Watch Forester charge hard against new vehicles of similar size and concept--Toyota’s successful RAV4 and the well-selling Honda CRV. The Subaru doesn’t have the Christmas ornament look of the Toyota, and it rides taller and tougher in the saddle than the Honda. Which is another clear example of Subaru sniffing at a niche within a niche.
Mechanically, Forester is a marriage between Impreza and the Legacy, with floor pans from the smaller Impreza, suspension from the larger Legacy and a 165-horsepower, 2.5-liter engine borrowed from Legacy and the recently introduced Impreza 2.5 RS sport coupe.
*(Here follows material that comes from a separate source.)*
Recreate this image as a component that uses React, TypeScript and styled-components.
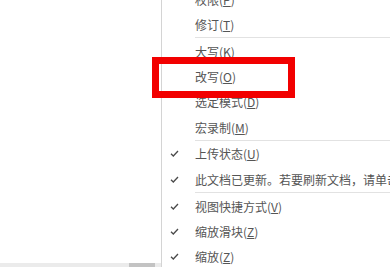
import styled, { createGlobalStyle } from 'styled-components'

const GlobalStyle = createGlobalStyle`
  html, body {
    margin: 0;
    padding: 0;
    background: #ffffff;
  }
  body {
    font-family: "Noto Sans CJK SC", "Noto Sans", sans-serif;
  }
`

const Page = styled.div`
  position: relative;
  display: flex;
  width: 390px;
  height: 267px;
  overflow: hidden;
  background: #ffffff;
`

const LeftPane = styled.div`
  width: 161px;
  flex-shrink: 0;
  display: flex;
  flex-direction: column;
  justify-content: flex-end;
`

const ScrollTrack = styled.div`
  height: 4px;
  background: #ebebeb;
  display: flex;
  justify-content: flex-end;
  padding-right: 6px;
`

const ScrollThumb = styled.div`
  width: 26px;
  background: #c3c3c3;
`

const Menu = styled.div`
  flex: 1;
  border-left: 1px solid #d4d4d4;
  background: #ffffff;
  overflow: hidden;
`

const List = styled.div`
  margin-top: -13.45px;
`

const Row = styled.div`
  display: flex;
  align-items: center;
  height: 25.3px;
  white-space: nowrap;
  font-size: 12px;
  color: #555555;
`

const CheckCell = styled.div`
  width: 33px;
  flex-shrink: 0;
  display: flex;
  align-items: center;
  padding-left: 8px;
  box-sizing: border-box;
`

const Label = styled.span`
  letter-spacing: 0;
`

const Separator = styled.div`
  height: 1px;
  margin: 0.25px 0 0.25px 33px;
  background: #e2e2e2;
`

const Highlight = styled.div`
  position: absolute;
  left: 152px;
  top: 57px;
  width: 143px;
  height: 41px;
  box-sizing: border-box;
  border: 7px solid #f20000;
  pointer-events: none;
`

const Check = () => (
  <svg width="9" height="7" viewBox="0 0 9 7" fill="none">
    <path d="M1 3.8 L3.3 6 L8 1" stroke="#4a4a4a" strokeWidth="1.3" />
  </svg>
)

type Item =
  | { kind: 'item'; text: string; key: string; checked?: boolean }
  | { kind: 'sep' }

const items: Item[] = [
  { kind: 'item', text: '权限', key: 'P' },
  { kind: 'item', text: '修订', key: 'T' },
  { kind: 'sep' },
  { kind: 'item', text: '大写', key: 'K' },
  { kind: 'item', text: '改写', key: 'O' },
  { kind: 'item', text: '选定模式', key: 'D' },
  { kind: 'item', text: '宏录制', key: 'M' },
  { kind: 'sep' },
  { kind: 'item', text: '上传状态', key: 'U', checked: true },
  { kind: 'item', text: '此文档已更新。若要刷新文档，请单击此处', key: 'R', checked: true },
  { kind: 'sep' },
  { kind: 'item', text: '视图快捷方式', key: 'V', checked: true },
  { kind: 'item', text: '缩放滑块', key: 'Z', checked: true },
  { kind: 'item', text: '缩放', key: 'Z', checked: true },
]

function App() {
  return (
    <>
      <GlobalStyle />
      <Page>
        <LeftPane>
          <ScrollTrack>
            <ScrollThumb />
          </ScrollTrack>
        </LeftPane>
        <Menu>
          <List>
            {items.map((it, i) =>
              it.kind === 'sep' ? (
                <Separator key={i} />
              ) : (
                <Row key={i}>
                  <CheckCell>{it.checked && <Check />}</CheckCell>
                  <Label>
                    {it.text}(<u>{it.key}</u>)
                  </Label>
                </Row>
              )
            )}
          </List>
        </Menu>
        <Highlight />
      </Page>
    </>
  )
}

export default App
This sport-utility-station-wagon-minivan comes in three flavors: base, L and S, with prices expected to start at $19,500 and estimated to touch $24,000 for something fully festooned. The only major options are a surprisingly slick automatic transmission and a completely useless rear spoiler.
Aesthetically, with image and purpose to the fore, Forester is a pretty traditional two-box design topped by a hefty greenhouse. But corners have been nicely rounded, fender flares that are bulges add width and soften the slab sides, and 16-inch alloy wheels (only on S models) with white-lettered Yokohama Geolander tires complete its silent invitation to go have fun.
The chrome grille, however, spent far too long in the ugly pool and peers blankly. Rather like a subbasement window. Or Uncle Miltie’s grin.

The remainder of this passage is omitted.